#### Written instruction:
Copy the data exactly from the line that contains "Write a component" through the line that contains "export default App;", keeping both end lines and leaving out everything else.

#### Dataset content:
########
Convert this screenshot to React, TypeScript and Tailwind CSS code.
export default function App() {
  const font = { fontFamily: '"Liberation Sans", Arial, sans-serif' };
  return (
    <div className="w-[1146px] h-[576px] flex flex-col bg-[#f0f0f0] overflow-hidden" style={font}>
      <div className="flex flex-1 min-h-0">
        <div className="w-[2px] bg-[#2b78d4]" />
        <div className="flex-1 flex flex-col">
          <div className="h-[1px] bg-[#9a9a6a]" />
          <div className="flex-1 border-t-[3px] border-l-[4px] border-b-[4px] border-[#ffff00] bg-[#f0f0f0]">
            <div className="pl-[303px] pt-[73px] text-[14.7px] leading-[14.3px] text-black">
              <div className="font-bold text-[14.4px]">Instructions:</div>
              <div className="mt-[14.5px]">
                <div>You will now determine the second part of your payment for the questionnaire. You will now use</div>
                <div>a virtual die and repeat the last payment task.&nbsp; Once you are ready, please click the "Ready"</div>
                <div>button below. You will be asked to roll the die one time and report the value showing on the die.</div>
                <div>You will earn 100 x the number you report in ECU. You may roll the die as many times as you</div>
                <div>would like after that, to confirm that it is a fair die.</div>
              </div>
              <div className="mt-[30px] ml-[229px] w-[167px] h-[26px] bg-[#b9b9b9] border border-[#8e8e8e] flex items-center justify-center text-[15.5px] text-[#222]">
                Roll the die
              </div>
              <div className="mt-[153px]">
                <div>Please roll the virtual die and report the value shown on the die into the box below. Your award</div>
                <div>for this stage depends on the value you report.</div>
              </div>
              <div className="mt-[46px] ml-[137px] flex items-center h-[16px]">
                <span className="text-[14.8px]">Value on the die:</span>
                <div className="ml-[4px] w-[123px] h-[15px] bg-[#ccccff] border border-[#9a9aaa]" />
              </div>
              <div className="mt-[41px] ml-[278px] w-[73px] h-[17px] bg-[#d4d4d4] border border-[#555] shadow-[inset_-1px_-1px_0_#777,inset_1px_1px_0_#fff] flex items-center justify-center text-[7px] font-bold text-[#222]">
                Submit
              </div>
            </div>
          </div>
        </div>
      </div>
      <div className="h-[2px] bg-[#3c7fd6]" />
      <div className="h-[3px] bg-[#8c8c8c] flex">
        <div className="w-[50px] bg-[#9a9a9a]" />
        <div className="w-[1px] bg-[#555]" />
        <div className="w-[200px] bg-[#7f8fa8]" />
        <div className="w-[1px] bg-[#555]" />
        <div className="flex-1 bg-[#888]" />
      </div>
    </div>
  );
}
########
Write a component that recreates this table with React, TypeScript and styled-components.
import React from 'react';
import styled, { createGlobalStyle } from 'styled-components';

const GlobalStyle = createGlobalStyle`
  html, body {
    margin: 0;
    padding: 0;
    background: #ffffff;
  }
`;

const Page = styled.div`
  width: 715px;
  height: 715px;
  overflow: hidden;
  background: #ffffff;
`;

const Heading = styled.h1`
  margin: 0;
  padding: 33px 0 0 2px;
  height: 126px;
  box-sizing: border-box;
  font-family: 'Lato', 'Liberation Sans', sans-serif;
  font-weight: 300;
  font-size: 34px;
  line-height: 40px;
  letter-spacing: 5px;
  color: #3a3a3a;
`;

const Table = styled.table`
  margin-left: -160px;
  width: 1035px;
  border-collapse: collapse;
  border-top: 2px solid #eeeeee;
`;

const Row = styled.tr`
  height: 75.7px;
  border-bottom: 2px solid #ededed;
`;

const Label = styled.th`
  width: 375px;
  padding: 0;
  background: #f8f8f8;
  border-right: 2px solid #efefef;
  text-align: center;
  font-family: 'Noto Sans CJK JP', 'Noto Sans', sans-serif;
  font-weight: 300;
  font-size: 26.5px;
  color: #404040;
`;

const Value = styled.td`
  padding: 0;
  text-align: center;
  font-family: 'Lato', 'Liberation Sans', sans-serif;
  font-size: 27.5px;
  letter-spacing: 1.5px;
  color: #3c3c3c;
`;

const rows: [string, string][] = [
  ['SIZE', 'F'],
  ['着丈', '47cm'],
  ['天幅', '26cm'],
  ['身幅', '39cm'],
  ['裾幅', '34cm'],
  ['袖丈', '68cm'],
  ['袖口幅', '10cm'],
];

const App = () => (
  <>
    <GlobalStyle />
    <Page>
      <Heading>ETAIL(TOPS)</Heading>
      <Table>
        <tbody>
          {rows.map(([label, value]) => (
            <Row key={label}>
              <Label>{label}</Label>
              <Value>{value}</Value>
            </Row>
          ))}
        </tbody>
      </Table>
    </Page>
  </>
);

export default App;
########
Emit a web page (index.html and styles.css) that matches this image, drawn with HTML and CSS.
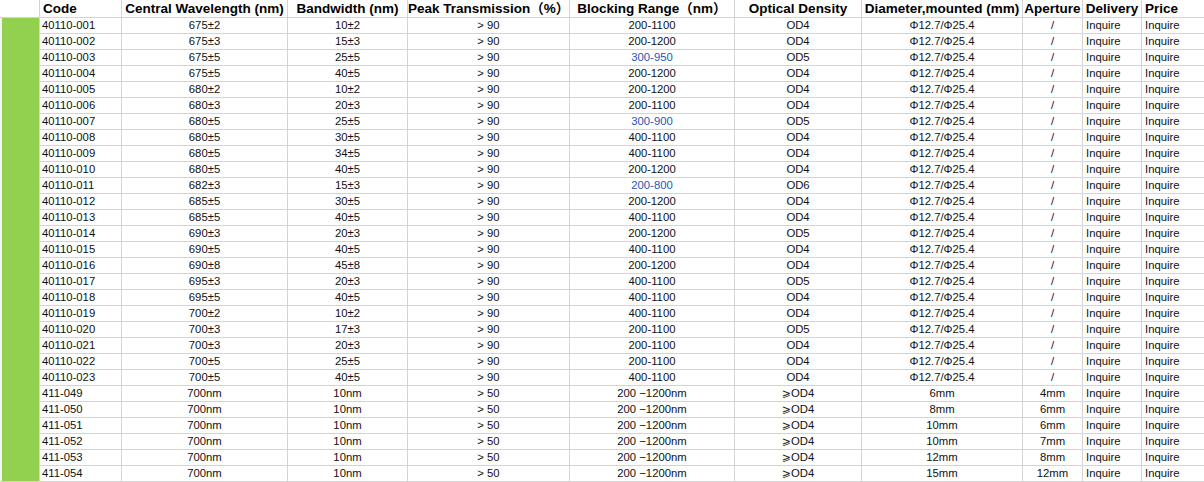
########
#### Response to the task:
Write a component that recreates this table with React, TypeScript and styled-components.
import React from 'react';
import styled, { createGlobalStyle } from 'styled-components';

const GlobalStyle = createGlobalStyle`
  html, body {
    margin: 0;
    padding: 0;
    background: #ffffff;
  }
`;

const Page = styled.div`
  width: 715px;
  height: 715px;
  overflow: hidden;
  background: #ffffff;
`;

const Heading = styled.h1`
  margin: 0;
  padding: 33px 0 0 2px;
  height: 126px;
  box-sizing: border-box;
  font-family: 'Lato', 'Liberation Sans', sans-serif;
  font-weight: 300;
  font-size: 34px;
  line-height: 40px;
  letter-spacing: 5px;
  color: #3a3a3a;
`;

const Table = styled.table`
  margin-left: -160px;
  width: 1035px;
  border-collapse: collapse;
  border-top: 2px solid #eeeeee;
`;

const Row = styled.tr`
  height: 75.7px;
  border-bottom: 2px solid #ededed;
`;

const Label = styled.th`
  width: 375px;
  padding: 0;
  background: #f8f8f8;
  border-right: 2px solid #efefef;
  text-align: center;
  font-family: 'Noto Sans CJK JP', 'Noto Sans', sans-serif;
  font-weight: 300;
  font-size: 26.5px;
  color: #404040;
`;

const Value = styled.td`
  padding: 0;
  text-align: center;
  font-family: 'Lato', 'Liberation Sans', sans-serif;
  font-size: 27.5px;
  letter-spacing: 1.5px;
  color: #3c3c3c;
`;

const rows: [string, string][] = [
  ['SIZE', 'F'],
  ['着丈', '47cm'],
  ['天幅', '26cm'],
  ['身幅', '39cm'],
  ['裾幅', '34cm'],
  ['袖丈', '68cm'],
  ['袖口幅', '10cm'],
];

const App = () => (
  <>
    <GlobalStyle />
    <Page>
      <Heading>ETAIL(TOPS)</Heading>
      <Table>
        <tbody>
          {rows.map(([label, value]) => (
            <Row key={label}>
              <Label>{label}</Label>
              <Value>{value}</Value>
            </Row>
          ))}
        </tbody>
      </Table>
    </Page>
  </>
);

export default App;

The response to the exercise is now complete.